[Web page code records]
>>>>>

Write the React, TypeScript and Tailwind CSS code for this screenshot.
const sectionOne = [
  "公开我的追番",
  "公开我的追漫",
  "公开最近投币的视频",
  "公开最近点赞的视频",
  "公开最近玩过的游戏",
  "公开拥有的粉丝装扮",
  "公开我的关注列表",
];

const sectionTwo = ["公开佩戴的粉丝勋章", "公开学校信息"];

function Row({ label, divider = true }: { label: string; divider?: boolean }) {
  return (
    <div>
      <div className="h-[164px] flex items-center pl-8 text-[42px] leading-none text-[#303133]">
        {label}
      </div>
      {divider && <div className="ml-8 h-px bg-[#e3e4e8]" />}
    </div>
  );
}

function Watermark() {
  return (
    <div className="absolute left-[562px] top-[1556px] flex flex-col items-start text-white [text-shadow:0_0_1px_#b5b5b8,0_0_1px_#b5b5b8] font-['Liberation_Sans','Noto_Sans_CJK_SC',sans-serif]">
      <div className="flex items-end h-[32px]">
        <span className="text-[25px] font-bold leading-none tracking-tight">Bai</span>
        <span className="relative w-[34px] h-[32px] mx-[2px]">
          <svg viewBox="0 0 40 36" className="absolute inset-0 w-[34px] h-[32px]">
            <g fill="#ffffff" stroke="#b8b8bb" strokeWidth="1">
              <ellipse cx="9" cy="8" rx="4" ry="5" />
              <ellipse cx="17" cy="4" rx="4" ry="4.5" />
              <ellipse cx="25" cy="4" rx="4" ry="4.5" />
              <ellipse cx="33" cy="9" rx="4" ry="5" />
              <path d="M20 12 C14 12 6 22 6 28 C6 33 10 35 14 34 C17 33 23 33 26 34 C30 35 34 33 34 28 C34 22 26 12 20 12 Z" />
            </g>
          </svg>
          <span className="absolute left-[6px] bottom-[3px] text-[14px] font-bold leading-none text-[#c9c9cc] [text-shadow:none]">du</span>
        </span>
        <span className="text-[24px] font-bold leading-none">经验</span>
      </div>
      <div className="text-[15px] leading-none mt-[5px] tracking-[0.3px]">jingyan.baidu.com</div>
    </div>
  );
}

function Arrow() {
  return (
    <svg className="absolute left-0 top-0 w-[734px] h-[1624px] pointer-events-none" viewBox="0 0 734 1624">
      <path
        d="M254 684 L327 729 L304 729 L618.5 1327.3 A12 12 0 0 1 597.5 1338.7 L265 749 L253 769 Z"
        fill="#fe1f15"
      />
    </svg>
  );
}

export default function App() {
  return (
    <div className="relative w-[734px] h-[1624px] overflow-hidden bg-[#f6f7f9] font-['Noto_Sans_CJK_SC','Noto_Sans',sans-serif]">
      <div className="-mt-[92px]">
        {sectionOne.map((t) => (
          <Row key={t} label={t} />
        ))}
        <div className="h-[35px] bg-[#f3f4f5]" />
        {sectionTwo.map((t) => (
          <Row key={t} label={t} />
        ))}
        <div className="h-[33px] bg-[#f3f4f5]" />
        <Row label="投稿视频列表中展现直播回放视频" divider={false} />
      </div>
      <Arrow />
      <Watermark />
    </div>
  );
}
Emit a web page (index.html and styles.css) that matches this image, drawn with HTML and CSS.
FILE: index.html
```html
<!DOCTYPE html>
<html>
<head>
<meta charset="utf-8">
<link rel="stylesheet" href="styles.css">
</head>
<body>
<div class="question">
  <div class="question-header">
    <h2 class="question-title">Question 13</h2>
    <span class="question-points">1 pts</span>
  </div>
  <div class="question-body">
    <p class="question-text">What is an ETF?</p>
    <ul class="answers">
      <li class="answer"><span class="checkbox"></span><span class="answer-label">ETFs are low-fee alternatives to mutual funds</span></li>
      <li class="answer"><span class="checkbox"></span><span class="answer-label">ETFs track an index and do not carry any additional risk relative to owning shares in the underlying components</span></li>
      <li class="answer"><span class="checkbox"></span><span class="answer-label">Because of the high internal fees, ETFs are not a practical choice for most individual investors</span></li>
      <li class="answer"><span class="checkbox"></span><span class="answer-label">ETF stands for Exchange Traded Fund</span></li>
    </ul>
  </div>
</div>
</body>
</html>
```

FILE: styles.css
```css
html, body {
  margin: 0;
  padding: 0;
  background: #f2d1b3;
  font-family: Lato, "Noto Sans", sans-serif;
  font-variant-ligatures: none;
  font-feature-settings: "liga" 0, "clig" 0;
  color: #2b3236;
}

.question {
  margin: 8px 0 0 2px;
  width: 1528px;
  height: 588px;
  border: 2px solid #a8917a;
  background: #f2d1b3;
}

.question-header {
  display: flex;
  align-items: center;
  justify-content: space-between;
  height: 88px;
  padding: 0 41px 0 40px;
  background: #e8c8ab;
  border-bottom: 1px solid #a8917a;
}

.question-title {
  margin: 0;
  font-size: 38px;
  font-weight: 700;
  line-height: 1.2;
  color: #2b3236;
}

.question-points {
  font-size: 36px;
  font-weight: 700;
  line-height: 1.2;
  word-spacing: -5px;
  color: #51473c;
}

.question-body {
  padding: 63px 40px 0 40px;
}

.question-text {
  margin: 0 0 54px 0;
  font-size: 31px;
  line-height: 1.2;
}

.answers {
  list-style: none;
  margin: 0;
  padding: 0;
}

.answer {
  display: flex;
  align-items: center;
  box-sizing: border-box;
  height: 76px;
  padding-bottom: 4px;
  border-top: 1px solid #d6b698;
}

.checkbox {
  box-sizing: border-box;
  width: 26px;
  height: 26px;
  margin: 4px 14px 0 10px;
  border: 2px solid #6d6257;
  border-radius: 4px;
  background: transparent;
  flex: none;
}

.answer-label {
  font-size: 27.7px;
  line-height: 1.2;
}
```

<<<<<
>>>>>

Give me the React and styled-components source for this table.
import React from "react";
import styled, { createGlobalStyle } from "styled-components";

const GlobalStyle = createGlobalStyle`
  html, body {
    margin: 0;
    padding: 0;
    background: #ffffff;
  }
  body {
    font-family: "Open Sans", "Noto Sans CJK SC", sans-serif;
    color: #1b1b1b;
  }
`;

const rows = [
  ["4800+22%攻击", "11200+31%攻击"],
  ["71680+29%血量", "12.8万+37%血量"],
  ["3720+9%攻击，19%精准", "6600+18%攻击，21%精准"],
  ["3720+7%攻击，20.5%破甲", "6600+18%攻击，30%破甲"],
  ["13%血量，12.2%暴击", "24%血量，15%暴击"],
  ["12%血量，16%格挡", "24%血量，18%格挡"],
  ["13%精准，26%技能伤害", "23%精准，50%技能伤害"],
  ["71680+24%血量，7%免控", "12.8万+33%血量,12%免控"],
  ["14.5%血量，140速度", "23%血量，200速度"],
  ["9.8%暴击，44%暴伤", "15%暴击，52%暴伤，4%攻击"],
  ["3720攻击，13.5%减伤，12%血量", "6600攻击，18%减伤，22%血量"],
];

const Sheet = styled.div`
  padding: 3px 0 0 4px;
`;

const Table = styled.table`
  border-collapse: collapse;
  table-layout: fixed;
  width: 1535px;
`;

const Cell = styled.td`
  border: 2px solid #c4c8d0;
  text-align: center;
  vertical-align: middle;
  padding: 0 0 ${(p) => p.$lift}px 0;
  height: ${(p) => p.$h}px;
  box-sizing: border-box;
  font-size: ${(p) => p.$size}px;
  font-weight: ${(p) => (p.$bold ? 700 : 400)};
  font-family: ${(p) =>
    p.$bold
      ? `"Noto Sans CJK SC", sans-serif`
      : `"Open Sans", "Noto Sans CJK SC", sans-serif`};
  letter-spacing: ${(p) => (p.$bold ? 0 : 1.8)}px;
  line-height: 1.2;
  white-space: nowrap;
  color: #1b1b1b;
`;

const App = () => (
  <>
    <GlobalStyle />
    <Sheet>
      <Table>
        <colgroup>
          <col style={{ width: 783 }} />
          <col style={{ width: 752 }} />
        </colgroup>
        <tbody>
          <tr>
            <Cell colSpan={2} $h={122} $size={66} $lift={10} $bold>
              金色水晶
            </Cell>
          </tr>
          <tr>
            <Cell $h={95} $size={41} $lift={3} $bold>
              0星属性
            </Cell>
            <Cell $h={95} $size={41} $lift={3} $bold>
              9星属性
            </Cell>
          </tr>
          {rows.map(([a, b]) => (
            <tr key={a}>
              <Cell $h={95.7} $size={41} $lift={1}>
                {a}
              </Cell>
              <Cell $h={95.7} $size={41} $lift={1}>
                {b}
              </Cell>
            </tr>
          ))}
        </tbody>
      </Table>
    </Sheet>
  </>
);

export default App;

<<<<<
>>>>>

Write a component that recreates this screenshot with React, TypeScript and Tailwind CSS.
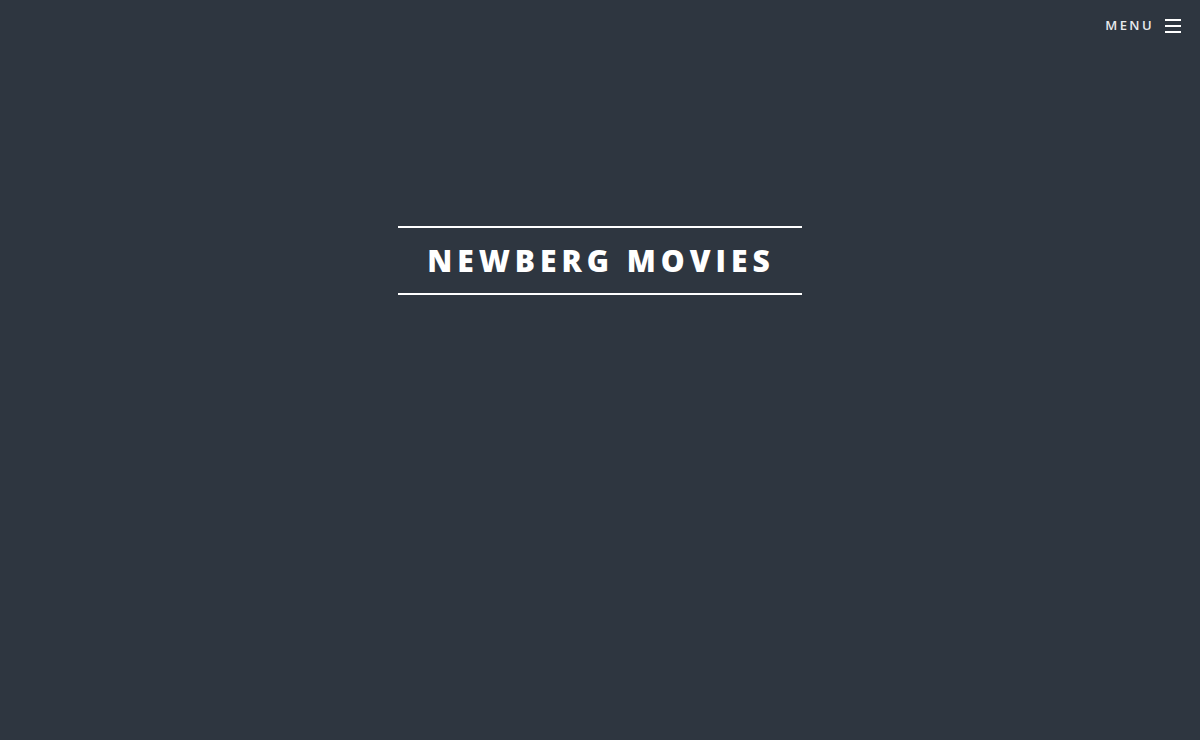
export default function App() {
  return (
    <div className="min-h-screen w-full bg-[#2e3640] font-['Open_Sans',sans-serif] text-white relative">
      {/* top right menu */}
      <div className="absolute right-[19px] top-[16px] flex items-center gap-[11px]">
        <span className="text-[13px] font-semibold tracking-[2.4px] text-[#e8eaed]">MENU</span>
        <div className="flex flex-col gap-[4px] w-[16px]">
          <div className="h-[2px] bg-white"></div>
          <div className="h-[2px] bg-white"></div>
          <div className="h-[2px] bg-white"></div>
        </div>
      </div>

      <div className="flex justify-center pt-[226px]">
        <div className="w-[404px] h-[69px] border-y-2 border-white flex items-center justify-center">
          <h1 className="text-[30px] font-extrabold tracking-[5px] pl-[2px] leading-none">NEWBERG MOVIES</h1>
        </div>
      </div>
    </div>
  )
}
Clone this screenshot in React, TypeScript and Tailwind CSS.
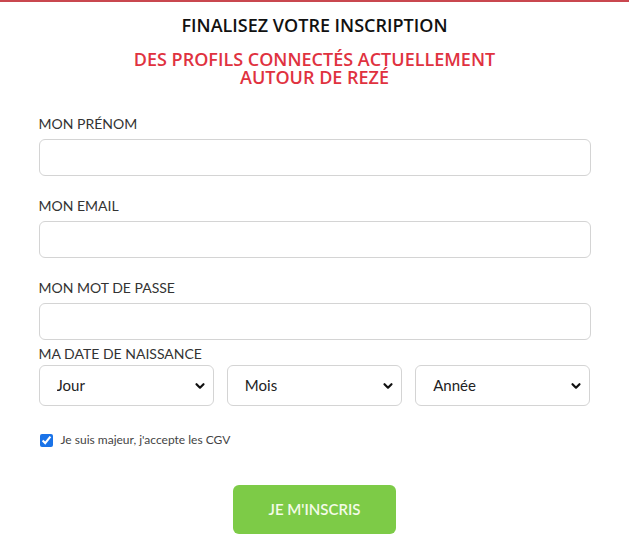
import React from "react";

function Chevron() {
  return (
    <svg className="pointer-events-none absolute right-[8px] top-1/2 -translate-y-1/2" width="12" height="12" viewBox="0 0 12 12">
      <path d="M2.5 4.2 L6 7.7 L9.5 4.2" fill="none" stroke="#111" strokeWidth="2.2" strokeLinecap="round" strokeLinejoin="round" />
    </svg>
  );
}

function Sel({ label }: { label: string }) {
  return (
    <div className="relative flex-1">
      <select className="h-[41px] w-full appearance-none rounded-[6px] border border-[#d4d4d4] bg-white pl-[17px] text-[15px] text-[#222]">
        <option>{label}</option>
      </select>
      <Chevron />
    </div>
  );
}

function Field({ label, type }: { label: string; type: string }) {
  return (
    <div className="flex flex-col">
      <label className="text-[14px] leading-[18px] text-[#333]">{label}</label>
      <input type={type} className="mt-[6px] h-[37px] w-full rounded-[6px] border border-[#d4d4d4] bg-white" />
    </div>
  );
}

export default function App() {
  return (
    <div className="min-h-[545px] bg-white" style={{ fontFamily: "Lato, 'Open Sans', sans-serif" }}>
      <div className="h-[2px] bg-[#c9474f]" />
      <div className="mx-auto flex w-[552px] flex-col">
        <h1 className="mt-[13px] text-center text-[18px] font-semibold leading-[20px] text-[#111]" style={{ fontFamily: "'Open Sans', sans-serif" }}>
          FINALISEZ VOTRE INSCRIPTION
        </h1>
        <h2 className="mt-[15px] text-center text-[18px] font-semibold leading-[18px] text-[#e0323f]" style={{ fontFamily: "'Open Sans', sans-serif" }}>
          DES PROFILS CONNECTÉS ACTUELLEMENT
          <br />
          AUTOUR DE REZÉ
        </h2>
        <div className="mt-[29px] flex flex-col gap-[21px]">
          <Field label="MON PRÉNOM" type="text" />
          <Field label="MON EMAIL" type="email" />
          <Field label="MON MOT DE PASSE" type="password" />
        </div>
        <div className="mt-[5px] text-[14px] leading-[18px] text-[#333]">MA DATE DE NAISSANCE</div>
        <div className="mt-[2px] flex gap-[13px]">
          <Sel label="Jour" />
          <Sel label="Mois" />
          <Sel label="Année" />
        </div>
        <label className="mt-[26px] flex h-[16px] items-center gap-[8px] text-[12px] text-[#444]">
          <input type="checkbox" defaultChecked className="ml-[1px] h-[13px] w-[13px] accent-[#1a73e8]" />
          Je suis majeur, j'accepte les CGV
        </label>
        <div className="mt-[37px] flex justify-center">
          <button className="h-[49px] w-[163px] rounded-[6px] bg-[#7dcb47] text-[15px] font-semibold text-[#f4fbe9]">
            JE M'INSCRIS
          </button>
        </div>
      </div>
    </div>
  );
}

<<<<<

## EXERCISE TASK
Copy each line in the data that holds the word "styles".

## RESPONSE TO THIS TASK
Emit a web page (index.html and styles.css) that matches this image, drawn with HTML and CSS.
<link rel="stylesheet" href="styles.css">
FILE: styles.css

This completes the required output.